Interest rates to be added or discounted depending on borrowers’ financial status must be recalculated regularly and reasonably by taking into full account changes in client factors as well as market conditions.
However, banks calculated additional interest rates wrongfully, increasing the burden on borrowers and expanding their own revenues.
Thousands of faulty calculations of additional interest rates may be small in number compared to the total number of bank loans. Even if so, they cannot be categorically dismissed as few.
Banks cite “employee errors,” but the problem did not take place at just a few bank branches, but was found extensively across many branches of the banks.
It arouses suspicion that interest rate computation systems made errors or banks have done faulty calculations intentionally and routinely.
The financial watchdog did not disclose specifics about overcharged interest even though the scandal had been brought to light. Thousands of victims are in the dark about whether they have been overcharged or not. The problem may be more serious at savings banks and other minor financial institutions. Investigation into all lenders is needed.
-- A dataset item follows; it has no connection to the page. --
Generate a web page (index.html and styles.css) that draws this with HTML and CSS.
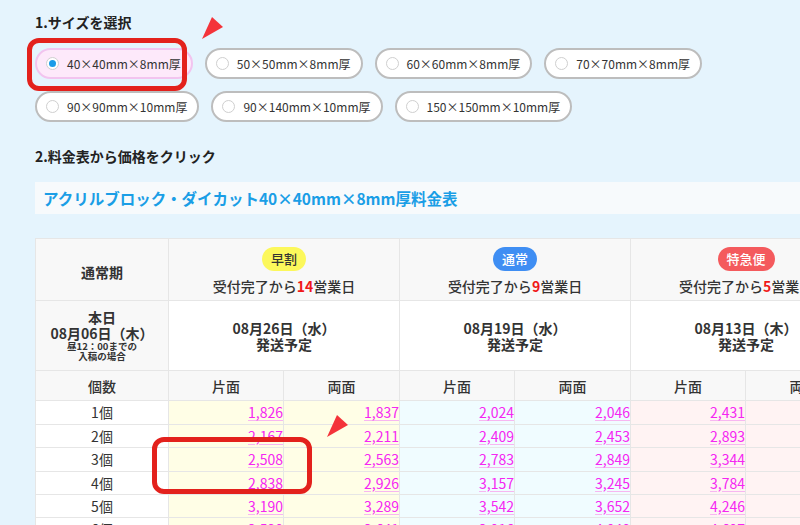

Financial Services Commission Chairman Choi Jong-ku seems to be taking the incident lightly, though. He has taken the position not to sanction banks, saying “the faulty calculation of interest rates on loans is bank employees’ violation of their bylaws.”
His remark can be perceived by the FSS under the commission as a guideline for bank supervision and by the banks as exoneration. It gives an impression that the financial authorities put the interests of financial institutions before consumer protection.
The financial authorities said they would make banks investigate their branches and refund overcharged interest. Of course they should. The authorities must check whether the refunds are made in full.
The US Federal Reserve raised the federal funds rate by 0.25 percentage points on June 13. As a result, its target range has gone higher than interest rates of South Korea by 0.25 to 0.5 percentage points. The Bank of Korea cannot but feel stronger pressure to raise its key interest rate. Most worrisome in case the key rate is hiked is an increase in interest burden on households in debt.
Banks earned nearly 10 trillion won from net interest margin -- the difference between interest rates on deposits and loans -- in the first quarter alone.
Even if banks cannot be forced to reduce the interest burden on households, the financial regulator must tighten its supervision over banks to prevent the recurrence of similar incidents. Also, using this opportunity, the authorities should discourage banks from trying to make more easy money by widening the net interest margin.